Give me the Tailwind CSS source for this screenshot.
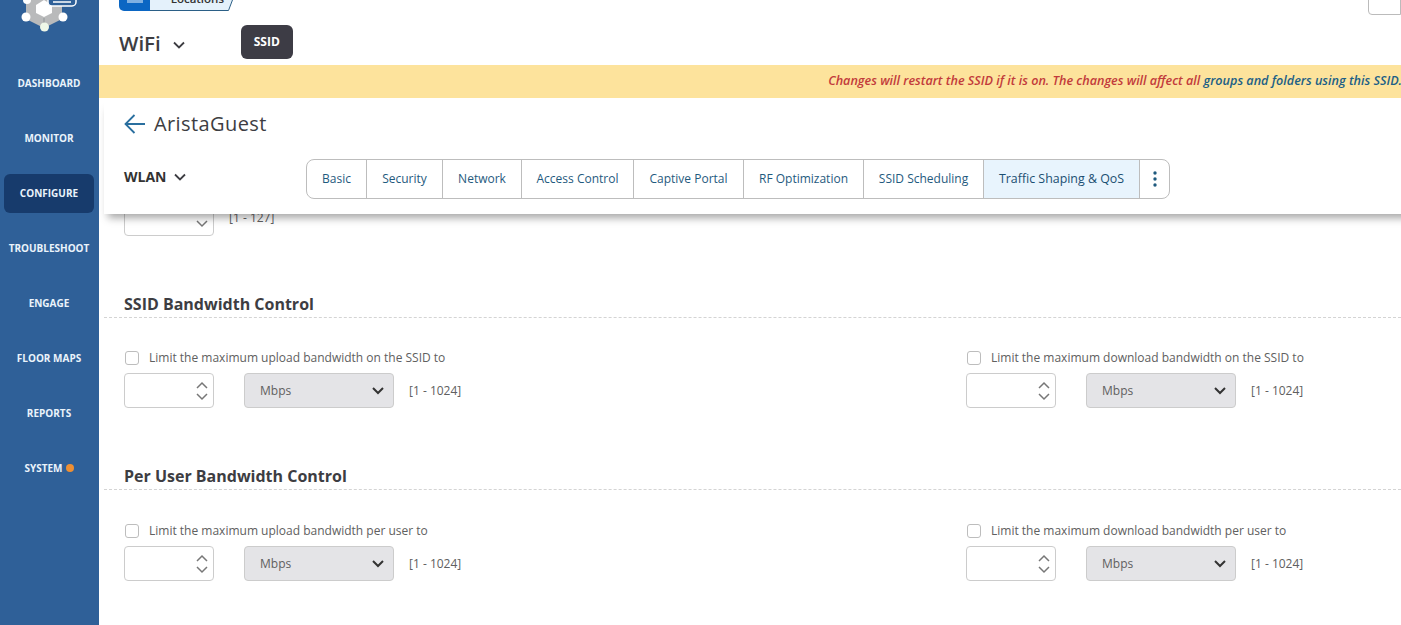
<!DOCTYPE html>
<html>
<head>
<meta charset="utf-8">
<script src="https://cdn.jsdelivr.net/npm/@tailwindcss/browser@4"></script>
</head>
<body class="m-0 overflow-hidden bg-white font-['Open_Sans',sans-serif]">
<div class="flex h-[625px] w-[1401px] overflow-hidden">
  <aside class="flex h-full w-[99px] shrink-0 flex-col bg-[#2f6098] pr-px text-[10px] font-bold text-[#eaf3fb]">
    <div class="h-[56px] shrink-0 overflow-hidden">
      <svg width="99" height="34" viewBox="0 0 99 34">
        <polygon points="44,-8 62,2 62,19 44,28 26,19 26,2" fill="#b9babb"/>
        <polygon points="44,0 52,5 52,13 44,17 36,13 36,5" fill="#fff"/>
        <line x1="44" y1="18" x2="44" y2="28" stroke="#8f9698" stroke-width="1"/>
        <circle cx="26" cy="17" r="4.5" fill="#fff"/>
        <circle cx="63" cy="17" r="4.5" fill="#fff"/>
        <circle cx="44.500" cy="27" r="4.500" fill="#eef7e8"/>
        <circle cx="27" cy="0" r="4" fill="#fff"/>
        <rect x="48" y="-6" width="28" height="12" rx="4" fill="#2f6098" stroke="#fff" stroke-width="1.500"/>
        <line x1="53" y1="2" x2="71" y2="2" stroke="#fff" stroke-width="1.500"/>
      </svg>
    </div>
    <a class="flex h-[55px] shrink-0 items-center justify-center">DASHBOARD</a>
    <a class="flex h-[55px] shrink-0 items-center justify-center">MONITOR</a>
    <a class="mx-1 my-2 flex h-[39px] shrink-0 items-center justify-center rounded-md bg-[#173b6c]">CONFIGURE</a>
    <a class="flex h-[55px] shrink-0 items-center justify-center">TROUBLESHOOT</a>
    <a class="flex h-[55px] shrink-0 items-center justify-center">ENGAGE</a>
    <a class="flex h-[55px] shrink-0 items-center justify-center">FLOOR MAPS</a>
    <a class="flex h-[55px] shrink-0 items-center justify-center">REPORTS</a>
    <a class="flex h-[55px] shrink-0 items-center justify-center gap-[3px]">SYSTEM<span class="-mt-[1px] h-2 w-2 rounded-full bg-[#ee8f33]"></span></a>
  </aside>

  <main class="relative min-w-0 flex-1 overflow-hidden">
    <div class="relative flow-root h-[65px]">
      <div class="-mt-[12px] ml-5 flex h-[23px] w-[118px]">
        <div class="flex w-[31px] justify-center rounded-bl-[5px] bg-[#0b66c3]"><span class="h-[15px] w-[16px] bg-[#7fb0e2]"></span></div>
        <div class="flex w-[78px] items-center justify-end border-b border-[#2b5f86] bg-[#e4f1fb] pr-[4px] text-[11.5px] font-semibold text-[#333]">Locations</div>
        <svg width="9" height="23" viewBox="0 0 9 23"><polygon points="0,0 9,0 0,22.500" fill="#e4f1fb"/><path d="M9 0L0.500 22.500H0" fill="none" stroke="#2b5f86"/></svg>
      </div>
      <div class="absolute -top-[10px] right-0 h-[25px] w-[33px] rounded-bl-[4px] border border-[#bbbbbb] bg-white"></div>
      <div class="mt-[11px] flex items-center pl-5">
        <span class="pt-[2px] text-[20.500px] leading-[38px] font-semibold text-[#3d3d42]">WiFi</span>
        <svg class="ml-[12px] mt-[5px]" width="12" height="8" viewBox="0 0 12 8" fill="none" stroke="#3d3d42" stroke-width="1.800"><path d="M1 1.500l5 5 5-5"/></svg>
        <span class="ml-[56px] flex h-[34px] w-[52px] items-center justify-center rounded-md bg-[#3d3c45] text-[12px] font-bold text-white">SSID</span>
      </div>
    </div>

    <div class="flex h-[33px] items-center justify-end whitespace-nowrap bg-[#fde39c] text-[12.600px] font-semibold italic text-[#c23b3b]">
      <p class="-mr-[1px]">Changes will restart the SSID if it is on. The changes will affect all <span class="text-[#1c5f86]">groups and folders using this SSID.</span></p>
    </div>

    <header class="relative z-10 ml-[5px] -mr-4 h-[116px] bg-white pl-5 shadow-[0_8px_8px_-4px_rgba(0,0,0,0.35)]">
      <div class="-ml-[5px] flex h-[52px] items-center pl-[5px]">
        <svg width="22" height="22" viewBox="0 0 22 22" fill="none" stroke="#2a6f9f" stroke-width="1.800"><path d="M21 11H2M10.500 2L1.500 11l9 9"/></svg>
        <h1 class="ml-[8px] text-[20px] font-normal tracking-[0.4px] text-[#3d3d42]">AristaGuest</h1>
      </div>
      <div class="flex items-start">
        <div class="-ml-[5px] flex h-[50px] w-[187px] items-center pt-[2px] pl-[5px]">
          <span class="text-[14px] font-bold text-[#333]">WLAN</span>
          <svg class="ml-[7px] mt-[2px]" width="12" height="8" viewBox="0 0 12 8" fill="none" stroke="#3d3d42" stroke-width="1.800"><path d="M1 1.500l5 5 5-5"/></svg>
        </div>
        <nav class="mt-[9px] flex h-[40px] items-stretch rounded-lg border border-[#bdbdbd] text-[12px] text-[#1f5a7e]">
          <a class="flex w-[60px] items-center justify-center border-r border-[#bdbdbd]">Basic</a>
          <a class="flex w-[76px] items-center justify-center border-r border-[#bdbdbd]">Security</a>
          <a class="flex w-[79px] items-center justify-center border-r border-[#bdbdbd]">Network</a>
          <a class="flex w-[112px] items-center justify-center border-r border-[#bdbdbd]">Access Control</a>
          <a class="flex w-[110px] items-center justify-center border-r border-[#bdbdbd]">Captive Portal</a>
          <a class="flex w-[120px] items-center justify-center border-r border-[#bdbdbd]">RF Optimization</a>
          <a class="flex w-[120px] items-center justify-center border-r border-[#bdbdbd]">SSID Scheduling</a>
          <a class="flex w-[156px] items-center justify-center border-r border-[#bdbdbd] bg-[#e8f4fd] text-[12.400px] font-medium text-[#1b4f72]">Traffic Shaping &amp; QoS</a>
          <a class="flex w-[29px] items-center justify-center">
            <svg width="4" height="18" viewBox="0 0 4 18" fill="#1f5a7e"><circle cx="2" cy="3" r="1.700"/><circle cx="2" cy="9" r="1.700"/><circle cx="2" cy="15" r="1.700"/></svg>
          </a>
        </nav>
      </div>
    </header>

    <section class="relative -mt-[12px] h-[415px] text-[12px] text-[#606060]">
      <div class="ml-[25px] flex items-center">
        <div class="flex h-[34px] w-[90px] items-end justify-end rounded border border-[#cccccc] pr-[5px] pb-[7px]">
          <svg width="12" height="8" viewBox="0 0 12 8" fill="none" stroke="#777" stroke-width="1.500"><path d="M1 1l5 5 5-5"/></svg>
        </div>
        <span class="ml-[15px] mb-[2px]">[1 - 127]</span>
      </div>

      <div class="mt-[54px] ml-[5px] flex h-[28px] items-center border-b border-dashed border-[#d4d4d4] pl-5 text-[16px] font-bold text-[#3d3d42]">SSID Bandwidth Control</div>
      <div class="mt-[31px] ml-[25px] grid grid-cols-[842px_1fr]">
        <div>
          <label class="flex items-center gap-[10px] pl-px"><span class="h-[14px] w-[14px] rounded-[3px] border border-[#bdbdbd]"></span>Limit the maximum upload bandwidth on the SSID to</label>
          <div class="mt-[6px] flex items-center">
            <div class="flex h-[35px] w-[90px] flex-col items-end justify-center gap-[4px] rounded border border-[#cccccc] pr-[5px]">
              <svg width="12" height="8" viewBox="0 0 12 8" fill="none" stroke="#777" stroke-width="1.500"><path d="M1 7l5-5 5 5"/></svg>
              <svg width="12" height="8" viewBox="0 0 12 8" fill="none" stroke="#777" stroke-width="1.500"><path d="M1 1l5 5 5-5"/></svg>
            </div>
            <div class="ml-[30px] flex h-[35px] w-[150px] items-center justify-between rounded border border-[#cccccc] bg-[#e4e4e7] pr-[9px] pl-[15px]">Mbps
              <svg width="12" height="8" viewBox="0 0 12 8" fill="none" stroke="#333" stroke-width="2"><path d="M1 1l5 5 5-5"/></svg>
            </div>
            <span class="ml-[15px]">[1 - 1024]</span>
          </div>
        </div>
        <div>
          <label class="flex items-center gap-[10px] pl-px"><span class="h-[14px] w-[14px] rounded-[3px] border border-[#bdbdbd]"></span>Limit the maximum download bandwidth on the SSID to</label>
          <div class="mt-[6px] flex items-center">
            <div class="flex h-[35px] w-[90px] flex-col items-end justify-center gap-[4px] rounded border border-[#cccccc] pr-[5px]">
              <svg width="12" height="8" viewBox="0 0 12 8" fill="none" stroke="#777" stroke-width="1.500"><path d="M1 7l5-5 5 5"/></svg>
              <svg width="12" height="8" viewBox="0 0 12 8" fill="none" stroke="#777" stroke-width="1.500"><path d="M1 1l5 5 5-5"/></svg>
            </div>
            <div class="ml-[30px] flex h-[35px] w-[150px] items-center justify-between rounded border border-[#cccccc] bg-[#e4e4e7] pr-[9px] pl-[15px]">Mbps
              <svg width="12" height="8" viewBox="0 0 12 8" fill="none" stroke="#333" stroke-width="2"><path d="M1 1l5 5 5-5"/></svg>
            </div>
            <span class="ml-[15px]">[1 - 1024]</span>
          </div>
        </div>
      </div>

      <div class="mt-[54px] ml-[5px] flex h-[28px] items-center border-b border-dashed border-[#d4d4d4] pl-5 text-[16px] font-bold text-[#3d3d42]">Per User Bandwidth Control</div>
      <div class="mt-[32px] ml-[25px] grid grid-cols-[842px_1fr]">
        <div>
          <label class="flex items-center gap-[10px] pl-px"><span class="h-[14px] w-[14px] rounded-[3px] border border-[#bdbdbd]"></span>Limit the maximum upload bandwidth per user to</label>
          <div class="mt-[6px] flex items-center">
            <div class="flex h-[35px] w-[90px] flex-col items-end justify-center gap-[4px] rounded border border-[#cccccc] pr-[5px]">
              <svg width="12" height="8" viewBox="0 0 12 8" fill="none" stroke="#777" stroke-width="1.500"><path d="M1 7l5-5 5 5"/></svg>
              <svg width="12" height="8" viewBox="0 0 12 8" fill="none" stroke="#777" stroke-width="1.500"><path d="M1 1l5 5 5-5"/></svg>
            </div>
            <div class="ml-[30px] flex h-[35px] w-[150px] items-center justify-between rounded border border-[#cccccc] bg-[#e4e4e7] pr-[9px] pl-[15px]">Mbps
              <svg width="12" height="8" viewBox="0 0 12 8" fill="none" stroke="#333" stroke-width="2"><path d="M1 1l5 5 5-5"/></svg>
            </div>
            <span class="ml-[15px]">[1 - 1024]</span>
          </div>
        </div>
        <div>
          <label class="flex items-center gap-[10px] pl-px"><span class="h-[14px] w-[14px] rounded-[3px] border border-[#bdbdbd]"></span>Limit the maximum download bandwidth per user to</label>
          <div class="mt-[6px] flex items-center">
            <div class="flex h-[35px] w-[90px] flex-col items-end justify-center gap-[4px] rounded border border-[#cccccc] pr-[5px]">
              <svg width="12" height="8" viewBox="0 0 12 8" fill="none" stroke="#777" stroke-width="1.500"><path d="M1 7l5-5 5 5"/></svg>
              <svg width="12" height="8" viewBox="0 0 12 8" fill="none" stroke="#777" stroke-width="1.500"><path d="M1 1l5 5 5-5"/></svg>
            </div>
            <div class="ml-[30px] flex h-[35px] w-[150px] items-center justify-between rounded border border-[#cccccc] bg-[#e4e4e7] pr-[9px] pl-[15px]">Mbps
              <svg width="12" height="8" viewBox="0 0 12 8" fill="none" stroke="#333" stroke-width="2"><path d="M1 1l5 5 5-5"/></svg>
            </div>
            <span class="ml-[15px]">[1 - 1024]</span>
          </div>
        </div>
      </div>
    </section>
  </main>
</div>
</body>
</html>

***

REQUIRED TASK =
Go through the listing above and pull out each line containing the word "this".

EXERCISE RESULT =
Give me the Tailwind CSS source for this screenshot.
      <p class="-mr-[1px]">Changes will restart the SSID if it is on. The changes will affect all <span class="text-[#1c5f86]">groups and folders using this SSID.</span></p>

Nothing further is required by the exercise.